Mind your state — arrive at the car already calm
A hard day at work, an argument, a looming deadline — these set the stage for a stressful drive before you leave the driveway. Take three slow breaths, settle yourself, and decide on purpose what kind of driver you'll be today, before you shift into gear.
While you drive — P · A · S · S
Presume the best of others
Assume every other driver is doing their honest best, not trying to wrong you. The mistake was probably accidental, the slowness probably necessary. This single generous assumption is your strongest guard against anger.
Allow others the right-of-way
When in doubt, yield — to pedestrians always, to merging cars, to the other driver at the four-way stop. Treat the right-of-way as something you give rather than something you're owed. It costs you seconds and it saves lives.
Space and steadiness
Leave ample following distance and keep a steady, unhurried pace. Space is mercy: it's the room another person needs to make a mistake and survive it. Steadiness keeps you, and everyone reading your movements, calm and predictable.
Say thanks, stay present
A small wave of gratitude when someone lets you in keeps the road's goodwill flowing — kindness paid forward.

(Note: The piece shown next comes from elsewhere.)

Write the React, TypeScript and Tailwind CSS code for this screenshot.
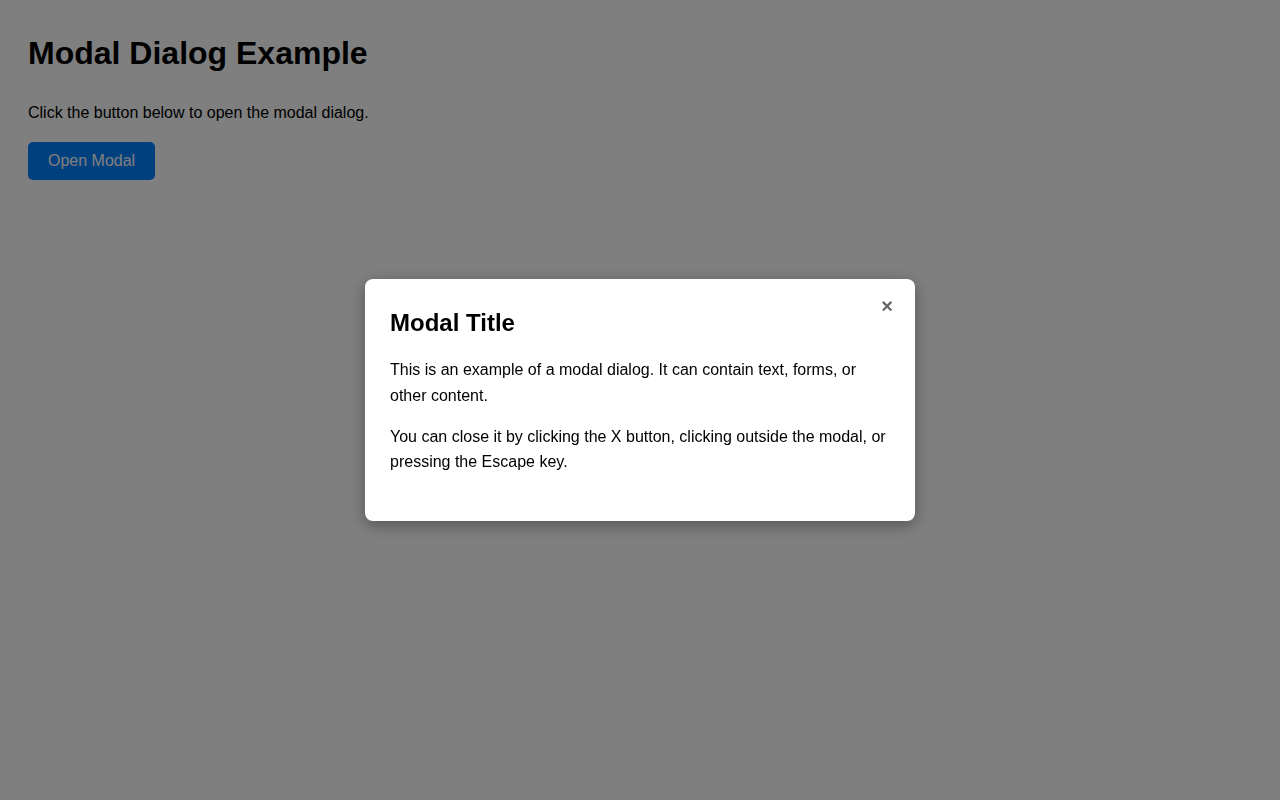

And stay fully present: no phone, no distraction. Attention is itself an act of generosity to everyone whose safety depends on you seeing them.
Set the first three before you turn the key. Hold the last four until you've parked. That's the whole drive — calm, generous, and awake.
The Thirty-Second Pre-Drive
Before you start the engine, pause for thirty seconds. Check three things: Am I rested and clear-headed enough to drive? Have I given myself enough time that I won't need to rush? And what kind of driver do I want to be on this trip? Then take three slow breaths and begin. Half of road safety is decided before the car ever moves — this small ritual is where optimism and kindness get loaded into the journey.
Three ways to live it — optimism & kindness on the road
Leave Ten Minutes Early
Pick today's most time-sensitive drive and leave ten minutes earlier than you think you need to. Watch how different the whole trip feels when you're not chasing the clock. Planning the margin is kindness, the calm it buys is optimism, and the safety it gives everyone else is love in its plainest form.
Yield One You Didn't Have To
Once today, give the right-of-way you could have taken — wave a pedestrian across, let the merging car in, hang back at the four-way stop. Notice it costs you almost nothing. The yielding is kindness, the few seconds spent are patience, and trusting the trip still works out is optimism.
Rewrite One Story
The next time a driver frustrates you today, deliberately invent the kindest reason for what they did — they're lost, they're rushing someone to care, they simply erred as we all do. Then let the anger go. The generous story is optimism, releasing the grudge is kindness, and the calm that follows keeps everyone safer.
Check Your Heart Before the Key
Before your next drive, pause and honestly name how you feel. If you're angry, shaken, or grieving, give yourself five minutes — breathe, play calm music, let the wave pass — before you pull out, or wait until it does. Asking the question is self-kindness, the waiting is optimism that it'll pass, and the safer road is a gift to everyone on it.
Bless the Slow Car
The next time someone ahead drives slowly or hesitantly, instead of frustration, silently wish them well — picture the older parent, the new driver, the person having a hard day, that they might be. Hang back and give them room. The generous guess is optimism, the space you leave is kindness, and the patience is the calm that keeps you both safe.
Hold the Horn
For one full drive, refuse to use your horn in anger — reserve it only for genuine warning. Notice how the restraint keeps your own heart calmer too. Holding back is self-control, sparing another driver the jolt is kindness, and trusting the moment will pass is optimism.
To drive with optimism and kindness is to carry every life on the road as carefully as your own — and to arrive not just safely, but as a calmer, gentler person than the one who set out.